The agents are positioned not as a standalone product but as an evolution of the Chainalysis platform, drawing on over a decade of accumulated blockchain data, more than ten million investigations, and several screened transactions.
Automating complex workflows at scale
The agents are designed to extend access to the company's blockchain intelligence capabilities beyond specialist investigators to a wider range of organisational roles, including compliance analysts and executives. Through the process of combining proprietary data with domain expertise and automated reasoning, the system aims to reduce the time required for tasks that previously demanded significant manual effort.
Early use cases documented during development include multi-chain investigation workflows compressed from days to minutes, automated alert enrichment for compliance teams, on-demand generation of structured intelligence reports, and time-based transaction identification across specific activity windows. The platform also supports open-source intelligence collection and the construction of custom investigative dashboards.
Chainalysis has built the system around four stated principles: data quality, contextual reasoning, auditable and deterministic outputs, and human oversight. The company emphasises that, for regulated and high-stakes decision-making, the same inputs will consistently produce the same outcomes, and that audit trails are maintained in both deterministic and exploratory modes. The design reflects a deliberate effort to avoid outputs that cannot be traced or explained, representing a notable concern in compliance-critical environments where evidentiary standards apply.
Rollout and strategic context
The agents are scheduled to begin rolling out during summer 2025, with an initial focus on investigations and compliance functions. Broader expansion across organisational roles and use cases is anticipated over time.

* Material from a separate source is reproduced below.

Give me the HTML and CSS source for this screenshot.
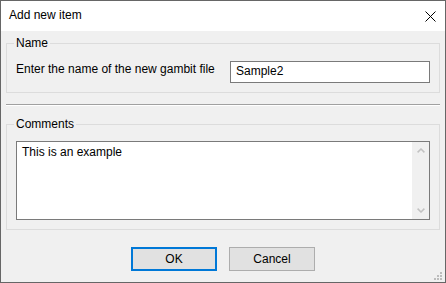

The launch comes against a backdrop of growing concern within the blockchain intelligence sector about the use of artificial intelligence by bad actors to accelerate fraud, theft, and money laundering. With this in mind, Chainalysis frames the introduction of agents as a direct response to that trend, arguing that the organisations tasked with detecting and preventing illicit activity must adopt equivalent capabilities to remain effective.
Chainalysis data has previously been ruled reliable and admissible in legal proceedings, a distinction the company highlights as central to the trustworthiness of its underlying dataset. The agents build on that foundation, applying machine-speed automation to analytical tasks that have historically required seasoned practitioners, representing a model the company describes as reasoning at the level of an experienced analyst.